There is not much to complain about Termius but the error-reporting can definitely be improved. Every time I get a failed connection, it doesn’t open a terminal and describe the error. Either you have to open the logs or click on the error icon which again doesn’t provide enough details about the failed connection.
Cipher Algorithm: AES, DES, 3DES, AES-128, and AES-256.
- Mosh and Telnet
- Multiple connections and sessions
- Option to group multiple hosts in a group
- Local, remote, and dynamic port forwarding
- Option to import and generate keys
- Session Logging in the app
Download Termius (free)
5. Blink Shell
Blink Shell is the only paid app on this list and it’ll set you back around $20. Now, the app does offer some unique features for this price. First of all, it uses Chromium’s HTerm to print the dmesg error faster on the client terminal. The app has the best error-reporting on this list. Whether your host isn’t responding or your T-Mobile doesn’t allow LTE and you need to switch on a VPN, Blink Shell is mostly on point with the error reporting.

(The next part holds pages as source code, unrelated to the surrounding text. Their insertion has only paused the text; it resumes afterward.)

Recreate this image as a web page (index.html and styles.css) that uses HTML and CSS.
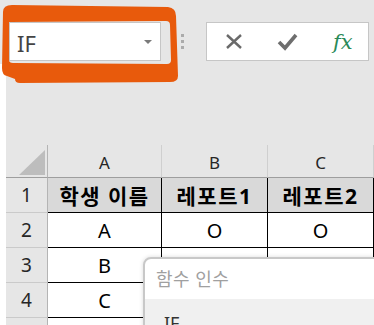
FILE: index.html
```html
<!DOCTYPE html>
<html lang="ko">
<head>
    <meta charset="UTF-8">
    <title>함수 인수</title>
    <link rel="stylesheet" href="styles.css">
</head>
<body>
<div class="toolbar">
    <div class="name-box">
        <span class="name-text">IF</span>
        <span class="name-arrow"></span>
    </div>
    <div class="grip">
        <span></span><span></span><span></span>
    </div>
    <div class="formula-box">
        <svg class="icon" width="20" height="20" viewBox="0 0 20 20">
            <path d="M3 3 L17 16 M17 3 L3 16" stroke="#6a6a6a" stroke-width="2.4" fill="none"/>
        </svg>
        <svg class="icon" width="22" height="20" viewBox="0 0 22 20">
            <path d="M2 10 L8 16 L19 3" stroke="#6e6e6e" stroke-width="3.6" fill="none"/>
        </svg>
        <span class="fx">fx</span>
    </div>
</div>
<div class="workspace">
    <div class="sheet">
        <div class="corner">
            <svg width="26" height="25" viewBox="0 0 26 25"><polygon points="26,0 26,25 0,25" fill="#bdbdbd"/></svg>
        </div>
        <div class="col-head">A</div>
        <div class="col-head">B</div>
        <div class="col-head">C</div>

        <div class="row-head">1</div>
        <div class="cell title">학생 이름</div>
        <div class="cell title">레포트1</div>
        <div class="cell title">레포트2</div>

        <div class="row-head">2</div>
        <div class="cell">A</div>
        <div class="cell">O</div>
        <div class="cell">O</div>

        <div class="row-head">3</div>
        <div class="cell">B</div>
        <div class="cell"></div>
        <div class="cell"></div>

        <div class="row-head">4</div>
        <div class="cell">C</div>
        <div class="cell"></div>
        <div class="cell"></div>

        <div class="row-head"></div>
        <div class="cell"></div>
        <div class="cell"></div>
        <div class="cell"></div>
    </div>
</div>

<div class="dialog">
    <div class="dialog-title">함수 인수</div>
    <div class="dialog-body">IF</div>
</div>

<svg class="mark" width="190" height="90" viewBox="0 0 190 90">
    <path fill="#e85a0c" fill-rule="evenodd" d="M3 12 Q3 5 12 5 L168 7 Q176 8 176 16 L178 76 Q178 82 170 82 L20 83 Q15 83 15 79 L7 76 Q2 75 2 68 Z M9 22 L166 21 Q170 21 170 25 L171 60 Q171 64 167 64 L13 63 Q9 63 9 60 Z"/>
</svg>
</body>
</html>
```

FILE: styles.css
```css
body {
    margin: 0;
    width: 374px;
    height: 325px;
    overflow: hidden;
    position: relative;
    background-color: #e6e6e6;
    font-family: "Noto Sans", "Noto Sans CJK KR", sans-serif;
}
.toolbar {
    display: flex;
    align-items: center;
    padding: 22px 0 0 9px;
}
.name-box {
    box-sizing: border-box;
    width: 152px;
    height: 39px;
    background-color: #fff;
    border: 1px solid #c6c6c6;
    display: flex;
    align-items: center;
    justify-content: space-between;
    padding: 0 8px 0 7px;
}
.name-text {
    font-size: 22px;
    color: #444;
    padding-top: 2px;
}
.name-arrow {
    width: 0;
    height: 0;
    border-left: 4px solid transparent;
    border-right: 4px solid transparent;
    border-top: 4px solid #7a7a7a;
}
.grip {
    display: flex;
    flex-direction: column;
    gap: 3px;
    margin-left: 20px;
}
.grip span {
    width: 3px;
    height: 3px;
    background-color: #ababab;
}
.formula-box {
    box-sizing: border-box;
    width: 163px;
    height: 39px;
    margin-left: 22px;
    background-color: #fff;
    border: 1px solid #c6c6c6;
    display: flex;
    align-items: center;
    padding-left: 17px;
    gap: 33px;
}
.fx {
    font-family: "DejaVu Serif", serif;
    font-style: italic;
    font-size: 21px;
    color: #2a8a58;
    margin-left: 1px;
}
.workspace {
    margin-top: 3px;
    padding-top: 81px;
    border-left: 6px solid #fff;
    height: 300px;
}
.sheet {
    display: grid;
    grid-template-columns: 42px 114px 106px 106px;
    grid-template-rows: 33px 35px 35px 35px 35px 35px;
}
.sheet > div {
    box-sizing: border-box;
    display: flex;
    align-items: center;
    justify-content: center;
}
.corner {
    justify-content: flex-end !important;
    align-items: flex-end !important;
    padding: 0 2px 2px 0;
    border-right: 1px solid #b4b4b4;
    border-bottom: 1px solid #9e9e9e;
}
.col-head {
    font-size: 17px;
    color: #262626;
    border-right: 1px solid #cfcfcf;
    border-bottom: 1px solid #9e9e9e;
    padding-top: 2px;
}
.row-head {
    font-size: 19px;
    color: #262626;
    border-right: 1px solid #b4b4b4;
    border-bottom: 1px solid #cacaca;
}
.cell {
    font-size: 20px;
    color: #000;
    background-color: #fff;
    border-right: 1px solid #000;
    border-bottom: 1px solid #000;
}
.cell.title {
    background-color: #d9d9d9;
    font-weight: bold;
    font-size: 21px;
    letter-spacing: 1.5px;
}
.dialog {
    position: absolute;
    left: 143px;
    top: 257px;
    width: 260px;
    height: 100px;
    background-color: #fff;
    border: 2px solid #c8c8c8;
    border-radius: 8px;
    box-shadow: 0 0 4px rgba(0, 0, 0, 0.15);
    overflow: hidden;
}
.dialog-title {
    height: 40px;
    padding-left: 11px;
    font-size: 18px;
    line-height: 40px;
    letter-spacing: 0.5px;
    color: #a0a0a0;
}
.dialog-body {
    background-color: #f0f0f0;
    height: 60px;
    padding: 12px 0 0 19px;
    font-size: 18px;
    color: #333;
}
.mark {
    position: absolute;
    left: 0;
    top: 0;
}
```
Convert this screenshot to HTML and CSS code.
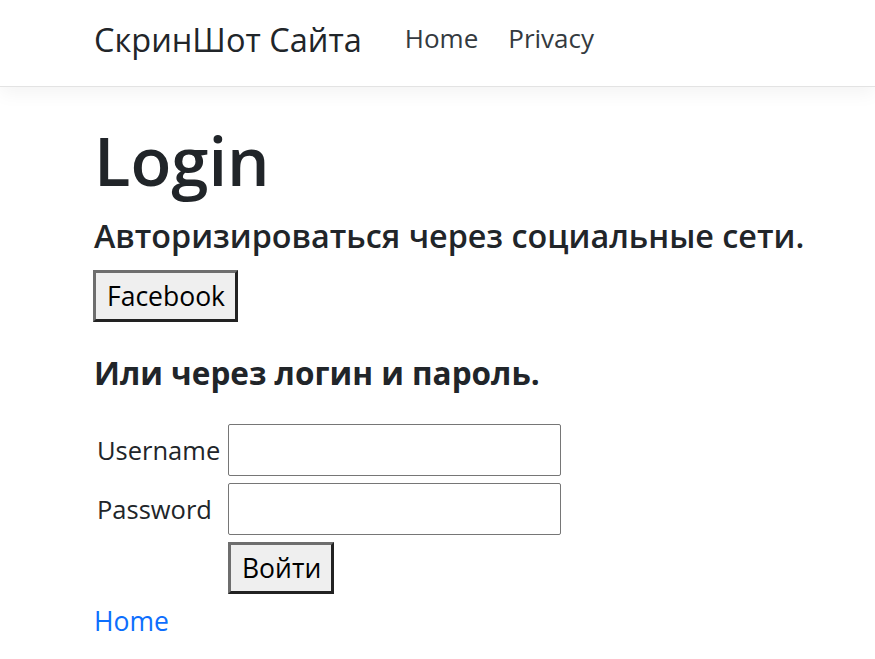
FILE: index.html
```html
<!DOCTYPE html>
<html lang="ru">
<head>
<meta charset="utf-8">
<title>Login - СкринШот Сайта</title>
<link rel="stylesheet" href="styles.css">
</head>
<body>
<header class="navbar">
  <div class="container nav-inner">
    <a class="brand" href="#">СкринШот Сайта</a>
    <nav class="nav-links">
      <a class="nav-link" href="#">Home</a>
      <a class="nav-link" href="#">Privacy</a>
    </nav>
  </div>
</header>
<main class="container main">
  <h1 class="title">Login</h1>
  <h3 class="social-title">Авторизироваться через социальные сети.</h3>
  <button class="btn btn-social" type="button">Facebook</button>
  <h4 class="or-title">Или через логин и пароль.</h4>
  <table class="login-table">
    <tr>
      <td class="label-cell"><label for="username">Username</label></td>
      <td><input class="field" id="username" type="text"></td>
    </tr>
    <tr>
      <td class="label-cell"><label for="password">Password</label></td>
      <td><input class="field" id="password" type="password"></td>
    </tr>
    <tr>
      <td></td>
      <td><button class="btn" type="submit">Войти</button></td>
    </tr>
  </table>
  <a class="home-link" href="#">Home</a>
</main>
</body>
</html>
```

FILE: styles.css
```css
html, body {
  margin: 0;
  padding: 0;
  background: #fff;
}
body {
  font-family: "Open Sans", "Noto Sans", sans-serif;
  font-size: 26px;
  color: #212529;
}
.container {
  padding-left: 94px;
  padding-right: 24px;
}
.navbar {
  height: 87px;
  border-bottom: 1px solid #e3e3e3;
  box-shadow: 0 6px 18px rgba(0, 0, 0, 0.05);
  background: #fff;
  box-sizing: border-box;
}
.nav-inner {
  display: flex;
  align-items: center;
  height: 100%;
  padding-bottom: 8px;
  box-sizing: border-box;
}
.brand {
  font-size: 32.5px;
  color: #212529;
  text-decoration: none;
  margin-right: 43px;
  line-height: 1.2;
}
.nav-links {
  display: flex;
  gap: 30px;
}
.nav-link {
  color: #343a40;
  text-decoration: none;
  font-size: 26px;
  line-height: 1.2;
}
.main {
  padding-top: 31px;
}
.title {
  font-size: 67px;
  font-weight: 600;
  line-height: 84px;
  margin: 0 0 14px 0;
}
.social-title {
  font-size: 32.3px;
  font-weight: 600;
  line-height: 38px;
  margin: 0 0 16px 0;
}
.btn {
  display: block;
  font-family: inherit;
  font-size: 26.5px;
  color: #000;
  background: #efefef;
  border: 3px solid;
  border-color: #6e6e6e #222 #222 #6e6e6e;
  padding: 4px 10px 4px 11px;
  line-height: 38px;
  margin: 0;
}
.btn-social {
  margin-left: -1px;
}
.or-title {
  font-size: 31.5px;
  font-weight: 700;
  line-height: 38px;
  margin: 32px 0 25px 0;
}
.login-table {
  border-collapse: separate;
  border-spacing: 3px 7px;
  margin: 0;
}
.login-table td {
  padding: 0;
}
.label-cell {
  width: 128px;
  font-size: 25.5px;
}
.field {
  display: block;
  width: 333px;
  height: 52px;
  box-sizing: border-box;
  border: 1.5px solid #767676;
  border-radius: 2px;
  margin: 0;
  font-size: 21px;
}
.home-link {
  display: inline-block;
  color: #0d6efd;
  text-decoration: none;
  font-size: 26.5px;
  line-height: 40px;
}
```
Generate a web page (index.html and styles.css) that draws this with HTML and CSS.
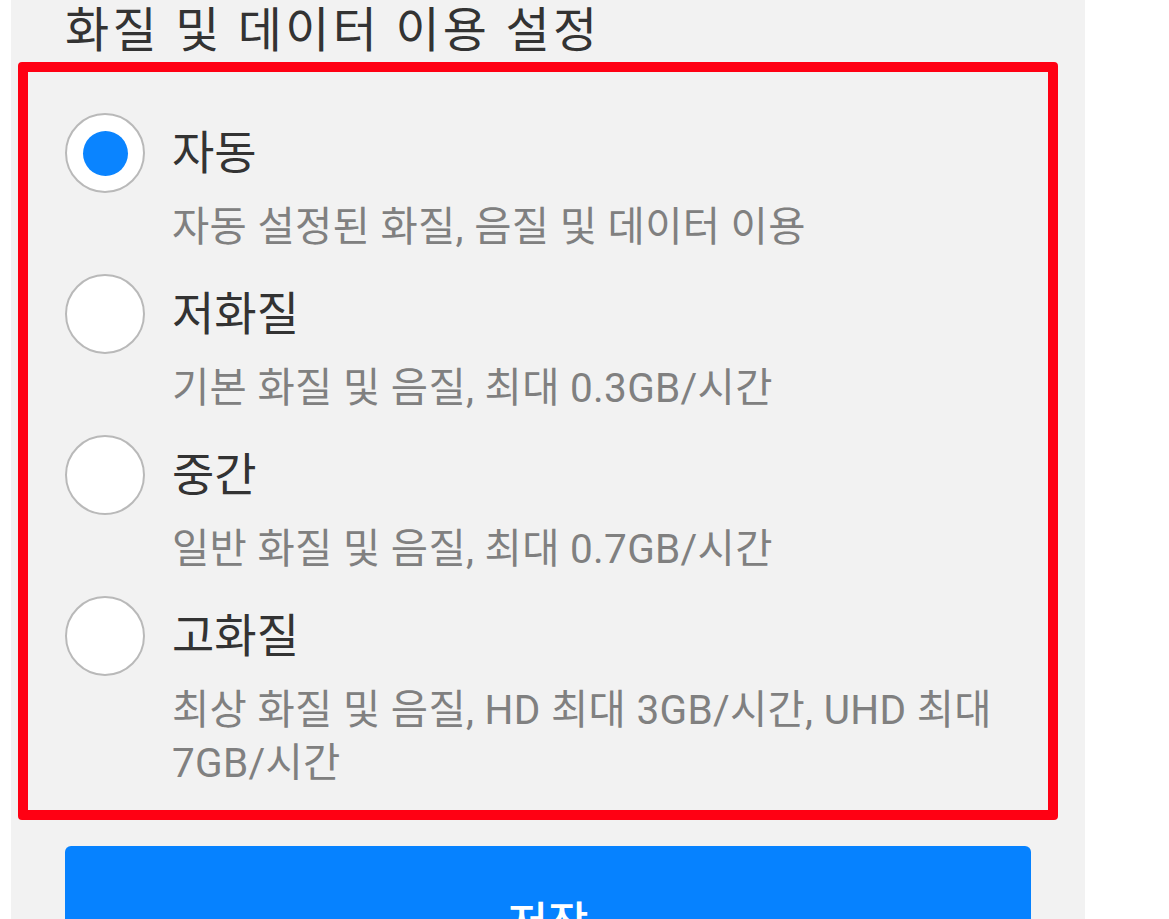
FILE: index.html
```html
<!DOCTYPE html>
<html lang="ko">
<head>
  <meta charset="UTF-8" />
  <title>화질 및 데이터 이용 설정</title>
  <link rel="stylesheet" href="styles.css">
</head>
<body>
  <div class="panel">
    <h1 class="panel-title">화질 및 데이터 이용 설정</h1>

    <!-- Quality options -->
    <div class="option-box">
      <div class="option">
        <span class="radio checked"></span>
        <div class="option-text">
          <div class="option-label">자동</div>
          <div class="option-desc">자동 설정된 화질, 음질 및 데이터 이용</div>
        </div>
      </div>
      <div class="option">
        <span class="radio"></span>
        <div class="option-text">
          <div class="option-label">저화질</div>
          <div class="option-desc">기본 화질 및 음질, 최대 0.3GB/시간</div>
        </div>
      </div>
      <div class="option">
        <span class="radio"></span>
        <div class="option-text">
          <div class="option-label">중간</div>
          <div class="option-desc">일반 화질 및 음질, 최대 0.7GB/시간</div>
        </div>
      </div>
      <div class="option">
        <span class="radio"></span>
        <div class="option-text">
          <div class="option-label">고화질</div>
          <div class="option-desc">최상 화질 및 음질, HD 최대 3GB/시간, UHD 최대 7GB/시간</div>
        </div>
      </div>
    </div>

    <button class="save-btn">저장</button>
  </div>
</body>
</html>
```

FILE: styles.css
```css
* {
  margin: 0;
  padding: 0;
  box-sizing: border-box;
}
body {
  background-color: #ffffff;
  font-family: Roboto, "Noto Sans CJK KR", sans-serif;
  overflow: hidden;
}
.panel {
  width: 1074px;
  min-height: 919px;
  margin-left: 11px;
  padding: 0 54px;
  background-color: #f2f2f2;
}
.panel-title {
  font-size: 48px;
  font-weight: 400;
  letter-spacing: 3.3px;
  line-height: 62px;
  color: #333333;
}
/* Options box */
.option-box {
  margin: 0 -27px 0 -47px;
  padding: 41px 20px 20px 37px;
  border: 10px solid #ff0013;
  border-radius: 4px;
  display: flex;
  flex-direction: column;
  gap: 20px;
}
.option {
  display: flex;
  gap: 27px;
}
.radio {
  flex: none;
  width: 80px;
  height: 80px;
  border: 2.5px solid #b9b9b9;
  border-radius: 50%;
  background-color: #ffffff;
  display: flex;
  align-items: center;
  justify-content: center;
}
.radio.checked::after {
  content: "";
  width: 45px;
  height: 45px;
  border-radius: 50%;
  background-color: #0a84ff;
}
.option-label {
  font-size: 46px;
  line-height: 80px;
  color: #333333;
}
.option-desc {
  margin-top: 8px;
  font-size: 40.5px;
  letter-spacing: 0.3px;
  line-height: 53px;
  color: #808080;
}
/* Save button */
.save-btn {
  display: block;
  width: 100%;
  margin-top: 26px;
  padding: 48px 0 40px;
  border: none;
  border-radius: 6px;
  background-color: #0682ff;
  color: #ffffff;
  font-family: Roboto, "Noto Sans CJK KR", sans-serif;
  font-size: 44px;
  font-weight: 500;
  line-height: 60px;
}
```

Similar to Termius, it uses Mosh which is absolutely necessary for a mobile SSH client. Moreover, it offers the best external keyboard support. It detects trackpad gestures and you can scroll seamlessly with it.
Prompt2 is another paid app but it doesn’t provide Mosh as of now. Additionally, it supports Face ID for authentication.
Cipher Algorithm: AES-128, and AES-256.
- Mosh and SSH
- Port forwarding
- Import and generate keys
- Option to sync keys with iCloud
- Supports both Vim and Emac shortcuts
- Custom Fonts and Themes
Download Blink Shell ($19.99)
Which one should you choose?
If you need an app for regular connection & server manager, Termius would be the ideal choice. The only scenario you should be using GetConsole is if you have SSH agent forwarding. For simple and one-time usage, you can try either WebSSH and Shelly. If you prefer working on an iPad or iPhone, Blink should be in your list of must-buy apps.